At the back end of the NOCG’s work are other areas that also require resourcing – cyber crime, the Electronic Crime Labs, crime monitoring centres, surveillance teams and covert human sources.
The overarching focus for the extra staff will be investment in a few key areas. Across agencies, the focus is on:
• Importation and manufacture of illicit drugs
• Organised crime engaged in illegal business activities
• Transnational organised crime targeting New Zealand
• Modern-day slavery and people trafficking
• Corruption and bribery
• Financial facilitators
• Illicit drug distribution networks
Worldwide, Greg says, organised crime is able to flourish in countries where there is collusion with the state and corruption and bribery are rife. “That is not the case here. In fact, we have exceptional government agencies working to suppress organised crime and to protect our way of life.”
The group also works with internal partners on support projects in regions such as Northland and Bay of Plenty that are aimed at reducing the market for methamphetamine by getting users into treatments centres. “That is also part of disrupting the market while at the same time reducing harm in the community,” Greg says.

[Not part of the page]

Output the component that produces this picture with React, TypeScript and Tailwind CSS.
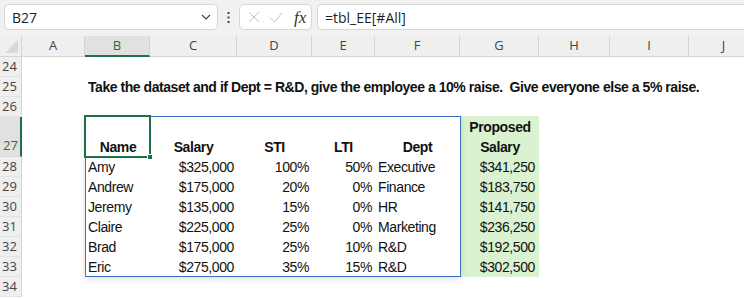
import React from "react";

type Col = { key: string; w: string; active?: boolean };

const columns: Col[] = [
  { key: "A", w: "w-[63px]" },
  { key: "B", w: "w-[65px]", active: true },
  { key: "C", w: "w-[87px]" },
  { key: "D", w: "w-[75px]" },
  { key: "E", w: "w-[63px]" },
  { key: "F", w: "w-[85px]" },
  { key: "G", w: "w-[79px]" },
  { key: "H", w: "w-[71px]" },
  { key: "I", w: "w-[79px]" },
  { key: "J", w: "w-[70px]" },
];

const employees = [
  { name: "Amy", salary: "$325,000", sti: "100%", lti: "50%", dept: "Executive", proposed: "$341,250" },
  { name: "Andrew", salary: "$175,000", sti: "20%", lti: "0%", dept: "Finance", proposed: "$183,750" },
  { name: "Jeremy", salary: "$135,000", sti: "15%", lti: "0%", dept: "HR", proposed: "$141,750" },
  { name: "Claire", salary: "$225,000", sti: "25%", lti: "0%", dept: "Marketing", proposed: "$236,250" },
  { name: "Brad", salary: "$175,000", sti: "25%", lti: "10%", dept: "R&D", proposed: "$192,500" },
  { name: "Eric", salary: "$275,000", sti: "35%", lti: "15%", dept: "R&D", proposed: "$302,500" },
];

const rowHeaders = [
  { n: 24, h: "h-5" },
  { n: 25, h: "h-5" },
  { n: 26, h: "h-5" },
  { n: 27, h: "h-[40px]", active: true },
  { n: 28, h: "h-5" },
  { n: 29, h: "h-5" },
  { n: 30, h: "h-5" },
  { n: 31, h: "h-5" },
  { n: 32, h: "h-5" },
  { n: 33, h: "h-5" },
  { n: 34, h: "h-5" },
];

function FormulaBar() {
  return (
    <div className="flex h-[36px] items-start bg-[#f1f1f1] pt-[4px] font-['Open_Sans','Noto_Sans',sans-serif] text-[14px] text-[#1f1f1f]">
      {/* name box */}
      <div className="ml-[4px] flex h-[26px] w-[214px] items-center justify-between rounded-[5px] border border-[#d6d6d6] bg-white pr-[6px] pl-[7px]">
        <span>B27</span>
        <svg width="10" height="6" viewBox="0 0 10 6">
          <path d="M1 1l4 4 4-4" fill="none" stroke="#444" strokeWidth="1.2" />
        </svg>
      </div>
      <div className="flex h-[26px] w-[21px] items-center justify-center">
        <svg width="3" height="11" viewBox="0 0 3 11">
          <rect x="0.5" y="0" width="2" height="2" fill="#444" />
          <rect x="0.5" y="4.5" width="2" height="2" fill="#444" />
          <rect x="0.5" y="9" width="2" height="2" fill="#444" />
        </svg>
      </div>
      {/* cancel / enter / insert function */}
      <div className="flex h-[26px] w-[73px] items-center rounded-[5px] border border-[#d6d6d6] bg-white pl-[8px]">
        <svg width="12" height="12" viewBox="0 0 12 12">
          <path d="M1 1l10 10M11 1L1 11" stroke="#c2c2c2" strokeWidth="1" />
        </svg>
        <svg className="ml-[9px]" width="14" height="11" viewBox="0 0 14 11">
          <path d="M1 5.5l4.5 4.5L13 1" fill="none" stroke="#c2c2c2" strokeWidth="1" />
        </svg>
        <span className="ml-[11px] font-['Liberation_Serif',serif] text-[17px] leading-none text-[#333] italic">
          fx
        </span>
      </div>
      <div className="ml-[5px] flex h-[26px] flex-1 items-center rounded-l-[5px] border border-r-0 border-[#d6d6d6] bg-white pl-[7px]">
        =tbl_EE[#All]
      </div>
    </div>
  );
}

function ColumnHeaders() {
  return (
    <div className="flex h-[21px] bg-[#efefef] font-['Open_Sans','Noto_Sans',sans-serif] text-[13px] text-[#444]">
      <div className="relative w-[22px] shrink-0 border-r border-b border-[#d4d4d4]">
        <svg className="absolute right-[3px] bottom-[3px]" width="13" height="13" viewBox="0 0 13 13">
          <polygon points="13,0 13,13 0,13" fill="#d9d9d9" />
        </svg>
      </div>
      {columns.map((c) => (
        <div
          key={c.key}
          className={
            c.active
              ? `${c.w} flex shrink-0 items-center justify-center border-r border-b-2 border-r-[#d4d4d4] border-b-[#1e7145] bg-[#e1e1e1] pt-[1px] text-[#1e7145]`
              : `${c.w} flex shrink-0 items-center justify-center border-r border-b border-[#d4d4d4]`
          }
        >
          {c.key}
        </div>
      ))}
    </div>
  );
}

function RowHeaders() {
  return (
    <div className="flex w-[22px] shrink-0 flex-col bg-[#efefef] font-['Open_Sans','Noto_Sans',sans-serif] text-[13px] text-[#444]">
      {rowHeaders.map((r) => (
        <div
          key={r.n}
          className={
            r.active
              ? `${r.h} flex items-end justify-center border-r-2 border-b border-r-[#1e7145] border-b-[#dadada] bg-[#e1e1e1] pb-[1px] pl-[1px] text-[#1e7145]`
              : `${r.h} flex items-center justify-center border-r border-b border-r-[#d4d4d4] border-b-[#e3e3e3] pr-[2px]`
          }
        >
          {r.n}
        </div>
      ))}
    </div>
  );
}

function EmployeeTable() {
  return (
    <div className="flex">
      <div className="w-[63px] shrink-0" />
      {/* table object B27:F33 */}
      <div className="relative w-[376px] shrink-0 border border-[#3a72c6] bg-white shadow-[0_2px_6px_rgba(0,0,0,0.12)]">
        <div className="flex h-[40px] items-end font-bold">
          <div className="w-[64px] text-center">Name</div>
          <div className="w-[87px] text-center">Salary</div>
          <div className="w-[75px] text-center">STI</div>
          <div className="w-[63px] text-center">LTI</div>
          <div className="w-[85px] text-center">Dept</div>
        </div>
        {employees.map((e, i) => (
          <div key={e.name} className={i === employees.length - 1 ? "flex h-[19px] items-start" : "flex h-5 items-center"}>
            <div className="w-[64px] pl-[2px]">{e.name}</div>
            <div className="w-[87px] pr-[3px] text-right">{e.salary}</div>
            <div className="w-[75px] pr-[3px] text-right">{e.sti}</div>
            <div className="w-[63px] pr-[3px] text-right">{e.lti}</div>
            <div className="w-[85px] pl-[3px]">{e.dept}</div>
          </div>
        ))}
        {/* active cell B27 */}
        <div className="absolute top-[-2px] left-[-2px] h-[43px] w-[67px] border-2 border-[#1e7145]">
          <div className="absolute right-[-4px] bottom-[-4px] h-[6px] w-[6px] border border-white bg-[#1e7145]" />
        </div>
      </div>
      {/* calculated column G */}
      <div className="w-[78px] shrink-0 bg-[#daf2d0]">
        <div className="flex h-[41px] items-end justify-center text-center font-bold">
          Proposed
          <br />
          Salary
        </div>
        {employees.map((e) => (
          <div key={e.name} className="h-5 pr-[4px] text-right">
            {e.proposed}
          </div>
        ))}
      </div>
    </div>
  );
}

export default function App() {
  return (
    <div className="h-[298px] w-[744px] overflow-hidden bg-white">
      <FormulaBar />
      <ColumnHeaders />
      <div className="flex">
        <RowHeaders />
        <div className="flex flex-1 flex-col font-['Liberation_Sans',sans-serif] text-[14px] leading-5 tracking-[-0.4px] text-[#111]">
          <div className="h-5" />
          <div className="h-5 pl-[66px] font-bold tracking-[-0.45px] whitespace-pre">
            Take the dataset and if Dept = R&amp;D, give the employee a 10% raise.  Give everyone else a 5% raise.
          </div>
          <div className="h-[19px]" />
          <EmployeeTable />
          <div className="h-5" />
        </div>
      </div>
    </div>
  );
}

“Each time we identify a part of a network, then uncouple it from that network, we are taking out people who are prepared to run these high-end operations and they are then spending 18 to 25 years in jail.
“We have disrupted entire networks, which is very pleasing to our team.”
Greg describes it as the “concertina effect”, which works this way:
• NOCG, supported by our partner agencies, focuses on the top echelon who source, import and manufacture and distribute the drugs and drive other forms of organised crime.
• Districts focus on disrupting the retail aspect being driven by gangs and other organised crime groups.
• NOCG, districts and partner agencies, and private sector partners, including iwi, work together to reduce the social harm.
• International partners help disrupt supply chains offshore.
• Police, partner agencies and private sector partners disrupt the money being generated by organised crime and drive the restraint of assets.